_PROBLEM REQUIREMENTS_. Line by line, repeat the data below exactly, beginning at the first line and ending at the line with "import React from 'react';". Omit pictures.

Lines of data
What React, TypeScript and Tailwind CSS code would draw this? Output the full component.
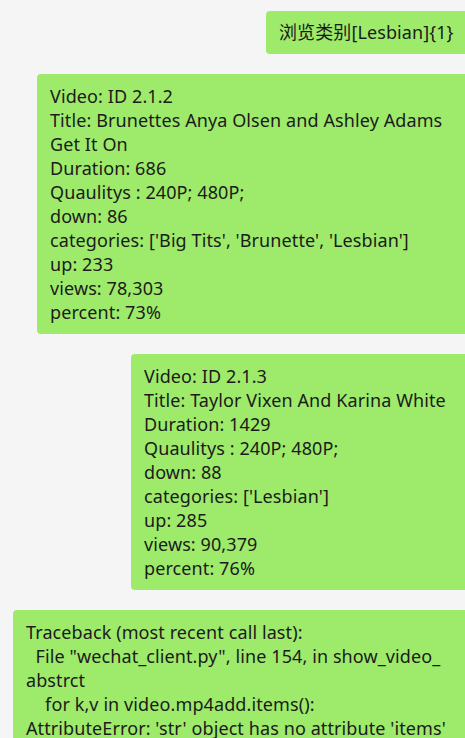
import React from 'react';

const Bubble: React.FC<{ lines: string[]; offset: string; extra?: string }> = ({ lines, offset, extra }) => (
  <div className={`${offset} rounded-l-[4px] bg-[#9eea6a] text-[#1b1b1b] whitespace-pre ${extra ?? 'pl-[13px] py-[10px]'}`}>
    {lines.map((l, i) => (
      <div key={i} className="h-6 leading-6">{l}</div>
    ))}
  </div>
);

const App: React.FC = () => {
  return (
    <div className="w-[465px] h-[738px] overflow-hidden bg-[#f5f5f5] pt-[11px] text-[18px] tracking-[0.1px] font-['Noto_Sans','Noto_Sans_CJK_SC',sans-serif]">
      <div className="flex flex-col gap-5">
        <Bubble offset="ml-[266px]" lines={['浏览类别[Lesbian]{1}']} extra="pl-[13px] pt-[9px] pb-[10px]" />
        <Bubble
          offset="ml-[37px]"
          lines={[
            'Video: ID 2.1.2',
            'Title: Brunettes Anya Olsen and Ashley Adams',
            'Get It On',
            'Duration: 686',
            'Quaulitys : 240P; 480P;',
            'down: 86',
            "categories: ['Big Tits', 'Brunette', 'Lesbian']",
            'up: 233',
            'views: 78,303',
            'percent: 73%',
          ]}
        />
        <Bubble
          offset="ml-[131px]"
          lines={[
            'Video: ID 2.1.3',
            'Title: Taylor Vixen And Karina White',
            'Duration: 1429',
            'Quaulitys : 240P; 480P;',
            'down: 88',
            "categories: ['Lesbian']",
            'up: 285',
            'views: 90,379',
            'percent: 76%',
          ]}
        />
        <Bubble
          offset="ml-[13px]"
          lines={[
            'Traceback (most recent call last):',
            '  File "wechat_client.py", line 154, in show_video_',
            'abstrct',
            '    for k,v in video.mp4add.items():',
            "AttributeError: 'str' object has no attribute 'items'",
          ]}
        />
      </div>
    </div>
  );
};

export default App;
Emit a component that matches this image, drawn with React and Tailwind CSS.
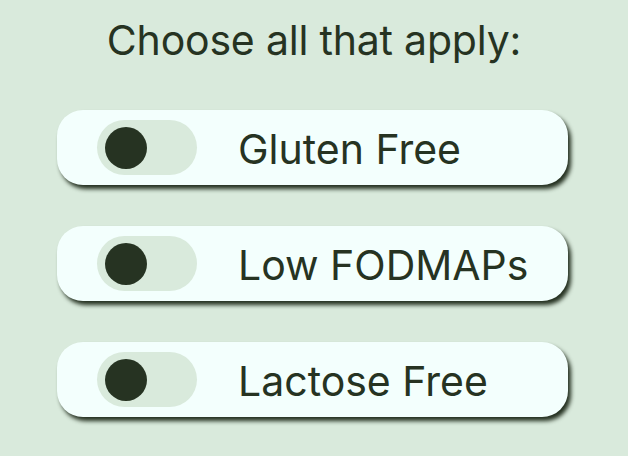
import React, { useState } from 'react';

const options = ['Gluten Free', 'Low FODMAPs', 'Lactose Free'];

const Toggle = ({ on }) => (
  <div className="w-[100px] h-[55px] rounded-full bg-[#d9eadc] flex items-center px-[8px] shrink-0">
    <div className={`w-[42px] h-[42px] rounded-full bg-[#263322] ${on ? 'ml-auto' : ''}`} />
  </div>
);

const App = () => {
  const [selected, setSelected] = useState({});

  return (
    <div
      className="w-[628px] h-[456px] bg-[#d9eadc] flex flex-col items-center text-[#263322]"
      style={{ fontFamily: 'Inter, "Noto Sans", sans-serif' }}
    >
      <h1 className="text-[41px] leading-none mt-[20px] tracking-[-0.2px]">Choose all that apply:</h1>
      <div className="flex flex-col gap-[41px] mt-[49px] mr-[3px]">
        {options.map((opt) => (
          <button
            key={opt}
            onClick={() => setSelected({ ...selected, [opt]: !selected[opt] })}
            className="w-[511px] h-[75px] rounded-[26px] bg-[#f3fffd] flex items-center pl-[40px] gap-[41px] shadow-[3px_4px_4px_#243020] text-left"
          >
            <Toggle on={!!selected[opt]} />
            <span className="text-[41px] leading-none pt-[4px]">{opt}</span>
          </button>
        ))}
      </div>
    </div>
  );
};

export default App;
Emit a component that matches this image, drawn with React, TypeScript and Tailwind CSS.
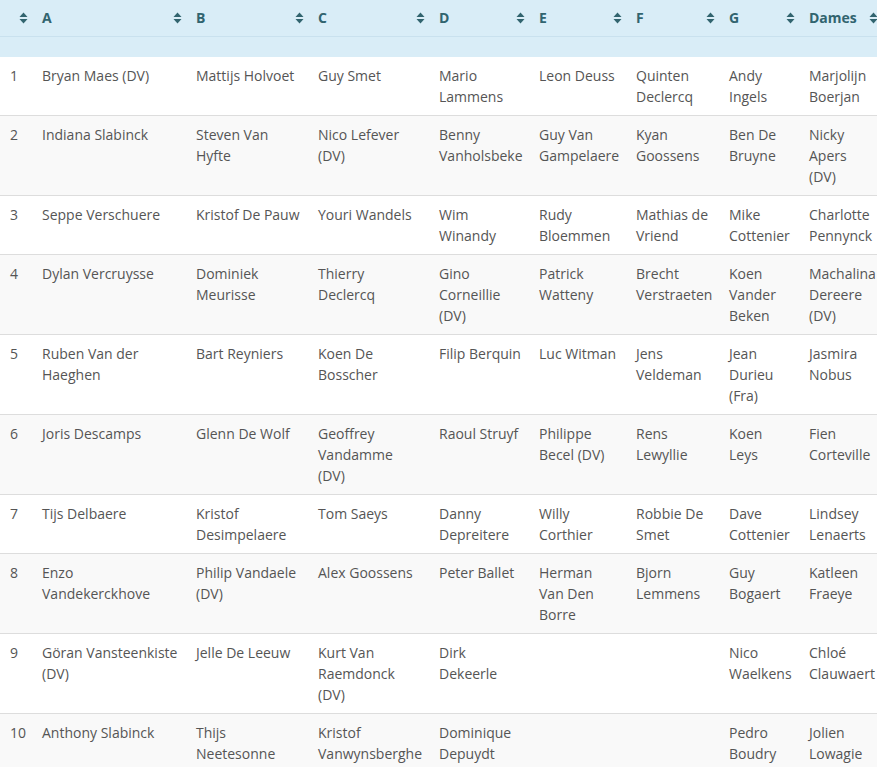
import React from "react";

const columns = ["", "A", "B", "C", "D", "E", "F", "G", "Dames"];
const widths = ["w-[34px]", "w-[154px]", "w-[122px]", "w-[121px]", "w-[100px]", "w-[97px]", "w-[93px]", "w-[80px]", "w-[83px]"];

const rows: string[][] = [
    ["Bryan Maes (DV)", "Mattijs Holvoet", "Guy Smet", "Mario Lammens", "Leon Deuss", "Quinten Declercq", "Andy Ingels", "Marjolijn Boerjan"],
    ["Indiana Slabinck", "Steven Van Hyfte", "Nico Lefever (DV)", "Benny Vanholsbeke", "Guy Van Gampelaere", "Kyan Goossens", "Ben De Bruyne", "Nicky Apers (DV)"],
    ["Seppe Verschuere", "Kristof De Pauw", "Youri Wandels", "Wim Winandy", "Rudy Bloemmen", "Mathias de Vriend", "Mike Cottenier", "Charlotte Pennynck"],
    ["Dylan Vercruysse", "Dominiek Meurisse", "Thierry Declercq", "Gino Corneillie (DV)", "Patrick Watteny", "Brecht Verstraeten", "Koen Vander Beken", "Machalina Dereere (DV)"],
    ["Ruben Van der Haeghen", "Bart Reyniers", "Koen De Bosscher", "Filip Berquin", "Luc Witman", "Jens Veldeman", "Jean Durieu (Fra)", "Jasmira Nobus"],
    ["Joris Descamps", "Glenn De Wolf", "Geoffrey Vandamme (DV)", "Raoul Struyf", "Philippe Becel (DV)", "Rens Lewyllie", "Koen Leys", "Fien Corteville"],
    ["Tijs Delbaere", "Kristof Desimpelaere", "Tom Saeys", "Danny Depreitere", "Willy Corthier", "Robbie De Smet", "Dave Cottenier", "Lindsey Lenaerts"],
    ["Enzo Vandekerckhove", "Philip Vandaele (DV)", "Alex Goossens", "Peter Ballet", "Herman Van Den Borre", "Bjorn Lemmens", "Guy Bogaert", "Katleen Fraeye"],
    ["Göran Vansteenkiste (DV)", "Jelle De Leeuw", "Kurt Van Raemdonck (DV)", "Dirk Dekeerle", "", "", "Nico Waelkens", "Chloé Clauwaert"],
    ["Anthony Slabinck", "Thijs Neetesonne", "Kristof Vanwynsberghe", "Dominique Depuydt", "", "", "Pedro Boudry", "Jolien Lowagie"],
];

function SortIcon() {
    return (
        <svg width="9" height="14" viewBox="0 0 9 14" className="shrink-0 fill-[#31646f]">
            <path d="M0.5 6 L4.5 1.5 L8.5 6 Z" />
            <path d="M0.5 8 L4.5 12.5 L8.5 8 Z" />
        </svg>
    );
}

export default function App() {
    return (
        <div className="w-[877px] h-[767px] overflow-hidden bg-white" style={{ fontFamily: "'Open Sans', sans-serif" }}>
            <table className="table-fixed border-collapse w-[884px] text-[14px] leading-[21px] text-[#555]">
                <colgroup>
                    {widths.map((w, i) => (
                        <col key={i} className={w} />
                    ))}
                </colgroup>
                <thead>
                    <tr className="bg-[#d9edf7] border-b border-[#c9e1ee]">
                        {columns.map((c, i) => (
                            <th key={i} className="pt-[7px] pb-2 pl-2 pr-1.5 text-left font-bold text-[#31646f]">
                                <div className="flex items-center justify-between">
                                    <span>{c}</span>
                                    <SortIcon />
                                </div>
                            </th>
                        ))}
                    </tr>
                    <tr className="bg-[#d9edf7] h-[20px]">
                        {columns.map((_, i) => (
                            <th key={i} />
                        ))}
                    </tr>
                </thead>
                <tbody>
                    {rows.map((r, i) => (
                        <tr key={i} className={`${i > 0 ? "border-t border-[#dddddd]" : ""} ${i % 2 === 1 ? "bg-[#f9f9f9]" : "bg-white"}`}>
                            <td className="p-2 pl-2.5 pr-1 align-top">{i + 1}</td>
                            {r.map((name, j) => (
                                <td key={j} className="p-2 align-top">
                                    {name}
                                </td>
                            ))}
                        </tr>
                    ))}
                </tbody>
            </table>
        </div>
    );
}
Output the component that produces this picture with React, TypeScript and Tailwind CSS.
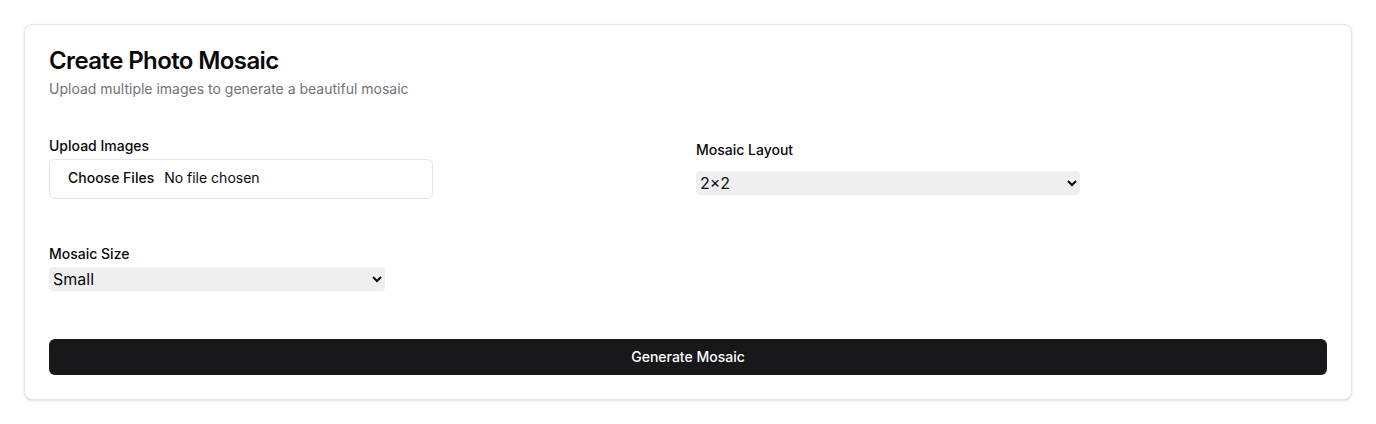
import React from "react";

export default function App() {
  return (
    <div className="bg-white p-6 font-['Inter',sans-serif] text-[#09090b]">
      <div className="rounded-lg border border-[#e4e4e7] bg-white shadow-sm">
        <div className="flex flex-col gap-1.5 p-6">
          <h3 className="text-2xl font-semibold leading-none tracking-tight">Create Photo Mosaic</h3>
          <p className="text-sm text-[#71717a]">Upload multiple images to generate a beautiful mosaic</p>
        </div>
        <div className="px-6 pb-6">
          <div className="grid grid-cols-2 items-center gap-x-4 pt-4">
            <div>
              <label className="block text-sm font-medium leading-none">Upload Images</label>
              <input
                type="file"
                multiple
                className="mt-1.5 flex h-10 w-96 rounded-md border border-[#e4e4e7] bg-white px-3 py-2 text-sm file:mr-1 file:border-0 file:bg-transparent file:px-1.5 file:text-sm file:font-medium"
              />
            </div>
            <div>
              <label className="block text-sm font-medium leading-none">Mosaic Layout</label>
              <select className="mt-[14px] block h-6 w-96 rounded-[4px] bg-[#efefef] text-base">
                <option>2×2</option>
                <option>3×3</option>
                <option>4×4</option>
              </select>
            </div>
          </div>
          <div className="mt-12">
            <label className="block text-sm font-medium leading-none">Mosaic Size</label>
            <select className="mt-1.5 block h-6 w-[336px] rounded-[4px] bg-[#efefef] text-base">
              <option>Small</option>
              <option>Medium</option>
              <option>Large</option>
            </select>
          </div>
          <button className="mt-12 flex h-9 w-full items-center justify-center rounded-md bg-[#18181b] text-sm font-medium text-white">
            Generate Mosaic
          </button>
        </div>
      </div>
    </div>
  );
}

_TASK SOLUTION_.
What React, TypeScript and Tailwind CSS code would draw this? Output the full component.
import React from 'react';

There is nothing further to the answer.